# MAP Sensor screw and T17 TORX?



## RavOcean (Jul 27, 2017)

Hello everyone,

I've been trying to fix a known issue with the MAP sensor covering by oil which causes P0106 code.
I use T15 to unscrew the MAP sensor. But it feels like I need T17 for that which I couldn't find anywhere. 
So after removing and installing the sensor for about 8 times now I've finally destroyed the screw on MAP sensor. I screwed it somehow by using the T15 screwdriver and I'm sure I won't be able reuse that screw again. 

If anyone knows where can I get the right screw for that please let me know! I have no idea where to look for that since it doesn't have any part number.

Thank you!


----------



## J.R.Freeman (Apr 19, 2008)

I feel your pain - I am also getting a recurring P0106. Have you replaced your PCV valve internals? I believe that is commonly where the oil gets into the intake.

About the bolt - if you check with your closest VW dealer parts department, they should be able to get you a replacement. However it is just a self-tapping screw, and in a pinch a standard self tapping screw of similar thread size/count would probably be fine. The o-ring on the sensor is what creates the seal, and the screw is really just there for retention, not clamping force.

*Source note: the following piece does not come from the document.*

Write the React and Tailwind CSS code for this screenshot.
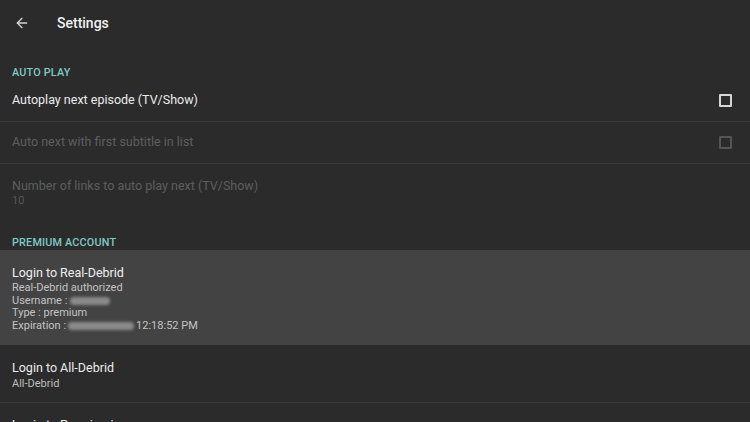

Officially I would recommend going to the dealership and getting the correct replacement screw, but in theory a standard self-tapping should be fine.


----------



## kevinmfconrey (Feb 18, 2016)

RavOcean said:


> Hello everyone,
> 
> I've been trying to fix a known issue with the MAP sensor covering by oil which causes P0106 code.
> I use T15 to unscrew the MAP sensor. But it feels like I need T17 for that which I couldn't find anywhere.
> ...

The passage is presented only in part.